Adler, psikolojiyi "hasta odalarından" çıkarıp okullara, ailelere ve iş yerlerine taşıyan ilk isimdir. O, insanın geçmişin kurbanı olmadığını, geleceğin mimarı olduğunu savundu. Bugün koçluk sistemlerinde, ebeveynlik kitaplarında okuduğunuz "Özgüven", "Doğum Sırası" ve "Yaşam Tarzı" kavramlarının hepsi ona aittir.

Bu makalede; hepimizin içindeki o "yetersizlik hissinin" aslında bizi başarıya götüren yakıt olduğunu ve Adler'in "Bireysel Psikoloji"sinin şifrelerini inceleyeceğiz.

Alfred Adler Kimdir?

Doğum/Ölüm: 7 Şubat 1870 (Viyana) – 28 Mayıs 1937 (İskoçya). Mesleği: Göz Doktoru, Psikiyatrist ve Bireysel Psikolojinin Kurucusu. En Büyük Keşfi: "Aşağılık Kompleksi" terimini literatüre kazandırdı. İnsan davranışının temel motivasyonunun, doğuştan gelen yetersizlik hissini yenmek ve "Üstünlük Çabası" (Mükemmelleşme) olduğunu savundu. Ayrıca **"Doğum Sırası"**nın (ilk çocuk, ortanca, en küçük) karakter üzerindeki etkisini inceleyen ilk kişidir.

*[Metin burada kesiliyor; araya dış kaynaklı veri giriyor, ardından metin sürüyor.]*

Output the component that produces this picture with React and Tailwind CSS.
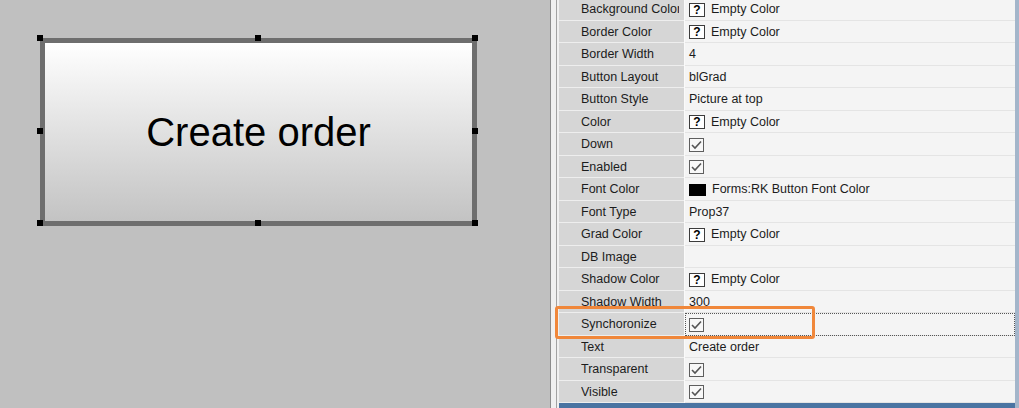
import React from "react";

const font = { fontFamily: '"Liberation Sans", Arial, sans-serif' };

const props = [
  { name: "Background Color", kind: "empty" },
  { name: "Border Color", kind: "empty" },
  { name: "Border Width", kind: "text", value: "4" },
  { name: "Button Layout", kind: "text", value: "blGrad" },
  { name: "Button Style", kind: "text", value: "Picture at top" },
  { name: "Color", kind: "empty" },
  { name: "Down", kind: "check" },
  { name: "Enabled", kind: "check" },
  { name: "Font Color", kind: "black", value: "Forms:RK Button Font Color" },
  { name: "Font Type", kind: "text", value: "Prop37" },
  { name: "Grad Color", kind: "empty" },
  { name: "DB Image", kind: "text", value: "" },
  { name: "Shadow Color", kind: "empty" },
  { name: "Shadow Width", kind: "text", value: "300" },
  { name: "Synchoronize", kind: "check", focus: true },
  { name: "Text", kind: "text", value: "Create order" },
  { name: "Transparent", kind: "check" },
  { name: "Visible", kind: "check" },
];

const handles = [
  [40, 38], [258, 38], [475, 38],
  [40, 131], [475, 131],
  [40, 223], [258, 223], [475, 223],
];

const CheckBox = () => (
  <svg width="15" height="14" viewBox="0 0 15 14" className="block">
    <rect x="0.5" y="0.5" width="14" height="13" fill="#f8f8f8" stroke="#5e5e5e" />
    <path d="M3 7 L6 10 L12 3.5" fill="none" stroke="#555" strokeWidth="1.6" />
  </svg>
);

const Value = ({ p }) => {
  if (p.kind === "empty")
    return (
      <div className="flex items-center gap-[6px]">
        <div className="w-[16px] h-[14px] border border-[#3c3c3c] bg-white flex items-center justify-center text-[12px] font-bold leading-none text-black">
          ?
        </div>
        <span>Empty Color</span>
      </div>
    );
  if (p.kind === "black")
    return (
      <div className="flex items-center gap-[6px]">
        <div className="w-[17px] h-[12px] bg-black" />
        <span>{p.value}</span>
      </div>
    );
  if (p.kind === "check") return <CheckBox />;
  return <span>{p.value}</span>;
};

export default function App() {
  return (
    <div className="flex w-[1019px] h-[408px] overflow-hidden" style={font}>
      {/* design canvas */}
      <div className="relative w-[550px] shrink-0 bg-[#c0c0c0] pl-[40px] pt-[38px]">
        <div className="w-[437px] h-[188px] border-[5px] border-[#6e6e6e] bg-linear-to-b from-white to-[#c3c3c3] flex items-center justify-center">
          <span className="text-[40px] leading-none text-black">Create order</span>
        </div>
        {handles.map(([x, y], i) => (
          <div
            key={i}
            className="absolute w-[6px] h-[6px] bg-black"
            style={{ left: x - 3, top: y - 3 }}
          />
        ))}
      </div>

      {/* property inspector */}
      <div className="relative flex flex-1 bg-[#f0f0f0]">
        <div className="w-px bg-[#8c8c8c]" />
        <div className="w-[5px]" />
        <div className="w-px bg-[#a2a2a2]" />
        <div className="flex flex-col flex-1 pl-[2px] mt-[-2px]">
          {props.map((p) => (
            <div key={p.name} className="flex h-[22.5px] shrink-0 text-[12.5px] text-[#1c1c1c]">
              <div className="w-[125px] shrink-0 bg-[#d6d6d6] border-b border-[#eeeeee] pl-[22px] pt-[2px] flex items-center overflow-hidden whitespace-nowrap">
                <span className="block w-[98px] overflow-hidden">{p.name}</span>
              </div>
              <div className="w-px bg-[#fafafa]" />
              <div
                className={
                  "flex-1 flex items-center pl-[4px] pt-[2px] bg-[#f4f4f4] border-b border-[#e4e4e4] whitespace-nowrap" +
                  (p.focus ? " outline outline-dotted outline-[#555] -outline-offset-1" : "")
                }
              >
                <Value p={p} />
              </div>
            </div>
          ))}
          <div className="flex-1 bg-[#4a74a2]" />
        </div>
        <div className="w-[4px] bg-[#a3b5ca]" />

        {/* highlight */}
        <div className="absolute left-[5px] top-[306px] w-[260px] h-[33px] border-[3px] border-[#f0873a] rounded-[3px]" />
      </div>
    </div>
  );
}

1. Ölümün Gölgesinde Bir Çocukluk

Adler'in teorisini anlamak için çocukluğuna bakmak şarttır. Viyana'da doğan Adler, Freud gibi "annenin gözdesi" değildi. Raşitizm (kemik hastalığı) hastasıydı, yürümekte zorlanıyordu ve çok çelimsizdi.

Henüz 3 yaşındayken, yan yatakta yatan küçük kardeşi Rudolf'un ölümüne şahit oldu. 5 yaşında ise ağır bir zatürre geçirdi. Doktor babasına "Bu çocuktan umudu kesin, sabaha çıkmaz" dedi. Ama Adler o sabah hayatta kaldı ve kendi kendine bir söz verdi: "Doktor olacağım ve ölümü yeneceğim."

Onun hayatı, kendi fiziksel zayıflığına (Organ Eksikliği) karşı verdiği bir savaştı. Bu savaş, teorisinin temel taşı olan "Telafi" (Compensation) mekanizmasını doğurdu.

2. Freud ile Kopuş: "Ben Senin Öğrencin Değilim"

Adler, Freud'un "Çarşamba Toplantıları"na katılan ilk üyelerdendi. Ancak Adler, hiçbir zaman Freud'un öğrencisi olmadı, onu bir meslektaş olarak gördü.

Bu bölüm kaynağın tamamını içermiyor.